⟨

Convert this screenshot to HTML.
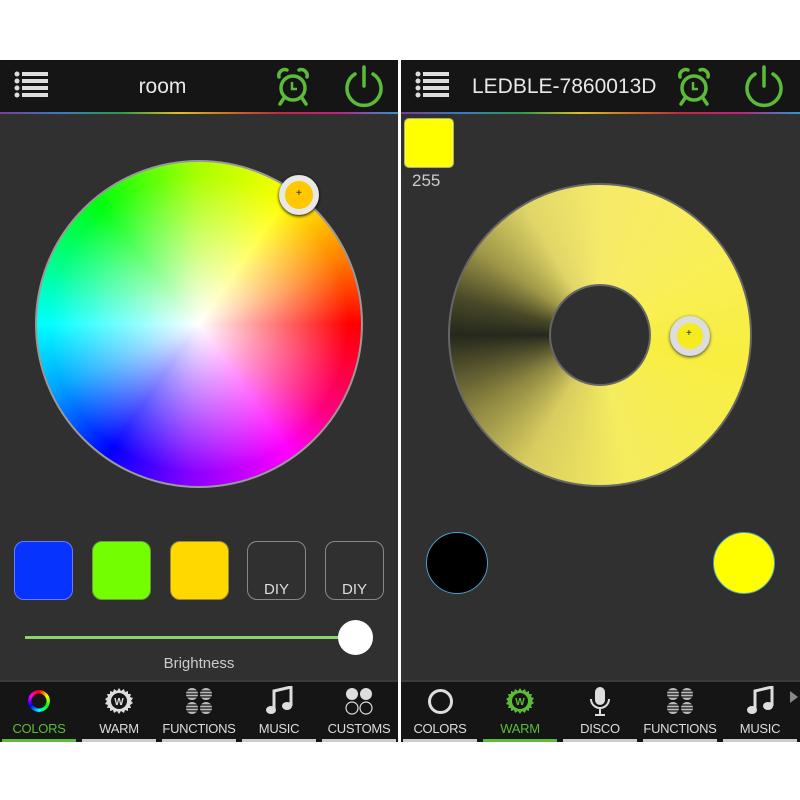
<!DOCTYPE html>
<html><head><meta charset="utf-8"><style>
*{margin:0;padding:0;box-sizing:border-box}
body{width:800px;height:800px;background:#fff;position:relative;overflow:hidden;font-family:"Liberation Sans",sans-serif}
.scr{position:absolute;top:60px;height:682px;background:#303030;overflow:hidden}
.hdr{position:absolute;left:0;top:0;right:0;height:52px;background:#151515}
.rb{position:absolute;left:0;right:0;top:52px;height:2px;background:linear-gradient(90deg,#7a3d9a 0,#3a7ac0 15%,#2a9a4a 30%,#e0c020 45%,#d0801a 55%,#c02a40 70%,#c02080 85%,#2a9ad0 100%)}
.nav{position:absolute;left:0;right:0;bottom:0;height:62px;background:#151515;border-top:2px solid #3a3a3a}
.tab{position:absolute;top:0;width:78px;height:60px;text-align:center;color:#ddd;font-size:13px}
.tab .l{position:absolute;bottom:6px;width:100%;text-align:center;letter-spacing:-0.3px}
.tab .u{position:absolute;bottom:0;left:2px;right:2px;height:3px;background:#ccc}
.g{color:#5dbb3a}.tab .u.gr{background:#5dbb3a}
.sw{position:absolute;top:481px;width:59px;height:59px;border-radius:10px;border:1px solid #888}
.diy{color:#ddd;font-size:15px;text-align:center;padding-top:39px}
</style></head><body>

<!-- LEFT -->
<div class="scr" style="left:0;width:398px">
 <div class="hdr">
  <svg style="position:absolute;left:14px;top:10px" width="36" height="30"><g fill="#ddd"><circle cx="3" cy="4" r="2.5"/><circle cx="3" cy="11" r="2.5"/><circle cx="3" cy="18" r="2.5"/><circle cx="3" cy="25" r="2.5"/><rect x="8" y="2" width="26" height="4"/><rect x="8" y="9" width="26" height="4"/><rect x="8" y="16" width="26" height="4"/><rect x="8" y="23" width="26" height="4"/></g></svg>
  <div style="position:absolute;left:0;width:325px;text-align:center;top:15px;color:#e8e8e8;font-size:21px">room</div>
  <svg style="position:absolute;left:274px;top:7px" width="38" height="40" viewBox="0 0 38 40" fill="none" stroke="#5dbb3a" stroke-width="3.5"><circle cx="19" cy="21" r="12"/><path d="M5 10a6 6 0 0 1 8-7M33 10a6 6 0 0 0-8-7M10 31l-4 6M28 31l4 6" stroke-linecap="round"/><path d="M18 15v7h5" stroke-width="2.5"/></svg>
  <svg style="position:absolute;left:343px;top:4px" width="42" height="44" viewBox="0 0 42 44" fill="none" stroke="#5dbb3a" stroke-width="3.5" stroke-linecap="round"><path d="M12 10a17 17 0 1 0 18 0"/><path d="M21 3v19"/></svg>
 </div>
 <div class="rb"></div>
 <div style="position:absolute;left:35px;top:100px;width:328px;height:328px;border-radius:50%;border:2px solid #999;background:radial-gradient(circle,rgba(255,255,255,1) 0,rgba(255,255,255,.6) 25%,rgba(255,255,255,0) 65%),conic-gradient(#aaff00 0deg,#ffff00 35deg,#ff8000 65deg,#ff0000 90deg,#ff0080 125deg,#ff00ff 145deg,#8000ff 185deg,#0000ff 215deg,#00a0ff 245deg,#00ffff 270deg,#00ff80 295deg,#00ff10 320deg,#aaff00 360deg)"></div>
 <div style="position:absolute;left:279px;top:115px;width:40px;height:40px;border-radius:50%;border:6px solid #e8e8e8;background:#ffc800;box-shadow:0 1px 3px #000"></div>
 <div style="position:absolute;left:296px;top:128px;color:#222;font-size:10px">+</div>
 <div class="sw" style="left:14px;background:#0733ff;border-color:#6a7aff"></div>
 <div class="sw" style="left:92px;background:#74ff00;border-color:#6a9a3a"></div>
 <div class="sw" style="left:170px;background:#ffd800;border-color:#a08a30"></div>
 <div class="sw diy" style="left:247px">DIY</div>
 <div class="sw diy" style="left:325px">DIY</div>
 <div style="position:absolute;left:25px;top:576px;width:330px;height:3px;background:#8bd36a"></div>
 <div style="position:absolute;left:338px;top:560px;width:35px;height:35px;border-radius:50%;background:#fff"></div>
 <div style="position:absolute;left:0;width:398px;text-align:center;top:595px;color:#ccc;font-size:15px">Brightness</div>
 <div class="nav">
  <div class="tab" style="left:0"><div style="position:absolute;left:28px;top:8px;width:22px;height:22px;border-radius:50%;border:3px solid transparent;background:conic-gradient(red,yellow,lime,cyan,blue,magenta,red) border-box;-webkit-mask:radial-gradient(circle,transparent 7px,#000 8px)"></div><div class="l g">COLORS</div><div class="u gr"></div></div>
  <div class="tab" style="left:80px"><svg style="position:absolute;left:25px;top:5px" width="28" height="28" viewBox="0 0 28 28"><path d="M14 1l2 3 3-2 1 3 3-1 0 3 3 0-1 3 3 1-2 3 2 2-3 2 1 3-3 0 0 3-3-1-1 3-3-2-2 3-2-3-3 2-1-3-3 1 0-3-3 0 1-3-3-1 2-3-2-2 3-2-1-3 3 0 0-3 3 1 1-3 3 2z" fill="#ddd"/><circle cx="14" cy="14" r="8" fill="#151515"/><text x="14" y="18" text-anchor="middle" fill="#ddd" font-size="10" font-weight="bold" font-family="Liberation Sans">W</text></svg><div class="l">WARM</div><div class="u"></div></div>
  <div class="tab" style="left:160px"><svg style="position:absolute;left:25px;top:5px" width="28" height="28"><g fill="#bbb"><circle cx="7" cy="7" r="6"/><circle cx="21" cy="7" r="6"/><circle cx="7" cy="21" r="6"/><circle cx="21" cy="21" r="6"/></g><g stroke="#151515" stroke-width="1.2"><path d="M0 4h28M0 7h28M0 10h28M0 18h28M0 21h28M0 24h28"/></g></svg><div class="l">FUNCTIONS</div><div class="u"></div></div>
  <div class="tab" style="left:240px"><svg style="position:absolute;left:25px;top:4px" width="28" height="30"><path d="M9 24V5l17-4v19" stroke="#ddd" stroke-width="3" fill="none"/><ellipse cx="6" cy="24" rx="5" ry="4" fill="#ddd"/><ellipse cx="22" cy="20" rx="5" ry="4" fill="#ddd"/></svg><div class="l">MUSIC</div><div class="u"></div></div>
  <div class="tab" style="left:320px"><svg style="position:absolute;left:24px;top:5px" width="30" height="28"><circle cx="8" cy="7" r="6" fill="#ddd"/><circle cx="22" cy="7" r="6" fill="#ddd"/><circle cx="8" cy="21" r="6" fill="none" stroke="#ddd" stroke-width="1.2"/><circle cx="22" cy="21" r="6" fill="none" stroke="#ddd" stroke-width="1.2"/></svg><div class="l">CUSTOMS</div><div class="u"></div></div>
 </div>
</div>

<!-- RIGHT -->
<div class="scr" style="left:401px;width:399px">
 <div class="hdr">
  <svg style="position:absolute;left:14px;top:10px" width="36" height="30"><g fill="#ddd"><circle cx="3" cy="4" r="2.5"/><circle cx="3" cy="11" r="2.5"/><circle cx="3" cy="18" r="2.5"/><circle cx="3" cy="25" r="2.5"/><rect x="8" y="2" width="26" height="4"/><rect x="8" y="9" width="26" height="4"/><rect x="8" y="16" width="26" height="4"/><rect x="8" y="23" width="26" height="4"/></g></svg>
  <div style="position:absolute;left:71px;top:15px;color:#e8e8e8;font-size:21px">LEDBLE-7860013D</div>
  <svg style="position:absolute;left:274px;top:7px" width="38" height="40" viewBox="0 0 38 40" fill="none" stroke="#5dbb3a" stroke-width="3.5"><circle cx="19" cy="21" r="12"/><path d="M5 10a6 6 0 0 1 8-7M33 10a6 6 0 0 0-8-7M10 31l-4 6M28 31l4 6" stroke-linecap="round"/><path d="M18 15v7h5" stroke-width="2.5"/></svg>
  <svg style="position:absolute;left:342px;top:4px" width="42" height="44" viewBox="0 0 42 44" fill="none" stroke="#5dbb3a" stroke-width="3.5" stroke-linecap="round"><path d="M12 10a17 17 0 1 0 18 0"/><path d="M21 3v19"/></svg>
 </div>
 <div class="rb"></div>
 <div style="position:absolute;left:3px;top:58px;width:50px;height:50px;border-radius:5px;background:#ffff00;border:1px solid #aa9"></div>
 <div style="position:absolute;left:11px;top:111px;color:#ccc;font-size:17px">255</div>
 <div style="position:absolute;left:47px;top:123px;width:304px;height:304px;border-radius:50%;border:2px solid #666;background:conic-gradient(from -30deg,#e0d668 0deg,#f6ea6a 30deg,#f9ef55 90deg,#f8ee40 130deg,#f5ec60 200deg,#d8cc60 240deg,#8a8440 270deg,#25281c 300deg,#4a4a28 315deg,#a09848 335deg,#e0d668 360deg)"></div>
 <div style="position:absolute;left:148px;top:224px;width:102px;height:102px;border-radius:50%;background:#303030;border:2px solid #666"></div>
 <div style="position:absolute;left:269px;top:256px;width:40px;height:40px;border-radius:50%;border:7px solid #ddd;background:#f5ec20;box-shadow:0 1px 3px #333"></div>
 <div style="position:absolute;left:285px;top:268px;color:#222;font-size:10px">+</div>
 <div style="position:absolute;left:25px;top:472px;width:62px;height:62px;border-radius:50%;background:#000;border:1.5px solid #4aa0d0"></div>
 <div style="position:absolute;left:312px;top:472px;width:62px;height:62px;border-radius:50%;background:#ffff00;border:1.5px solid #4aa0d0"></div>
 <div class="nav">
  <div class="tab" style="left:0"><div style="position:absolute;left:27px;top:7px;width:25px;height:25px;border-radius:50%;border:3px solid #ddd"></div><div class="l">COLORS</div><div class="u"></div></div>
  <div class="tab" style="left:80px"><svg style="position:absolute;left:25px;top:5px" width="28" height="28" viewBox="0 0 28 28"><path d="M14 1l2 3 3-2 1 3 3-1 0 3 3 0-1 3 3 1-2 3 2 2-3 2 1 3-3 0 0 3-3-1-1 3-3-2-2 3-2-3-3 2-1-3-3 1 0-3-3 0 1-3-3-1 2-3-2-2 3-2-1-3 3 0 0-3 3 1 1-3 3 2z" fill="#5dbb3a"/><circle cx="14" cy="14" r="8" fill="#151515"/><text x="14" y="18" text-anchor="middle" fill="#5dbb3a" font-size="10" font-weight="bold" font-family="Liberation Sans">W</text></svg><div class="l g">WARM</div><div class="u gr"></div></div>
  <div class="tab" style="left:160px"><svg style="position:absolute;left:28px;top:4px" width="22" height="32"><rect x="6" y="1" width="10" height="18" rx="5" fill="#ddd"/><path d="M2 13a9 9 0 0 0 18 0M11 22v7M6 29h10" stroke="#ddd" stroke-width="2" fill="none"/></svg><div class="l">DISCO</div><div class="u"></div></div>
  <div class="tab" style="left:240px"><svg style="position:absolute;left:25px;top:5px" width="28" height="28"><g fill="#bbb"><circle cx="7" cy="7" r="6"/><circle cx="21" cy="7" r="6"/><circle cx="7" cy="21" r="6"/><circle cx="21" cy="21" r="6"/></g><g stroke="#151515" stroke-width="1.2"><path d="M0 4h28M0 7h28M0 10h28M0 18h28M0 21h28M0 24h28"/></g></svg><div class="l">FUNCTIONS</div><div class="u"></div></div>
  <div class="tab" style="left:320px"><svg style="position:absolute;left:25px;top:4px" width="28" height="30"><path d="M9 24V5l17-4v19" stroke="#ddd" stroke-width="3" fill="none"/><ellipse cx="6" cy="24" rx="5" ry="4" fill="#ddd"/><ellipse cx="22" cy="20" rx="5" ry="4" fill="#ddd"/></svg><div class="l">MUSIC</div><div class="u"></div></div>
  <svg style="position:absolute;left:388px;top:8px" width="10" height="14"><path d="M1 1l8 6-8 6z" fill="#888"/></svg>
 </div>
</div>
</body></html>
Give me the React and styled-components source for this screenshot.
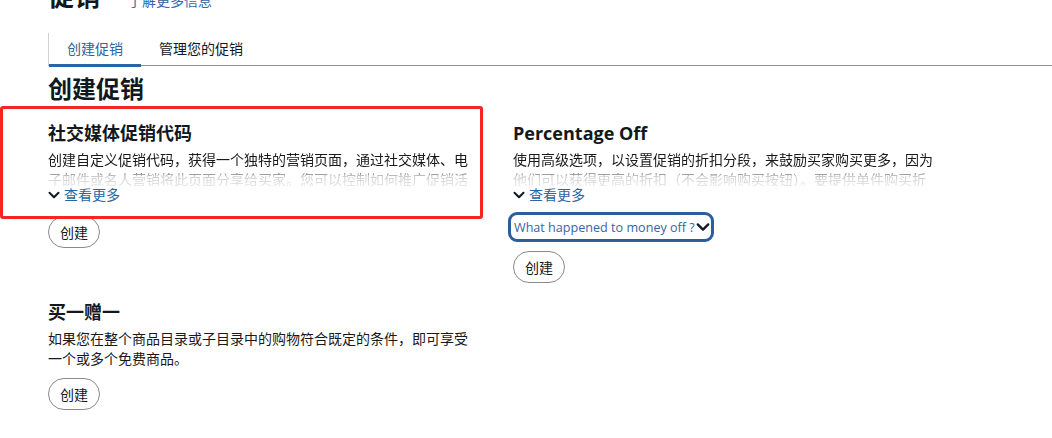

⟩

Using the records above, pull out each line where the word "screenshot" occurs.

» **WORKED ANSWER**
Convert this screenshot to HTML.
Give me the React and styled-components source for this screenshot.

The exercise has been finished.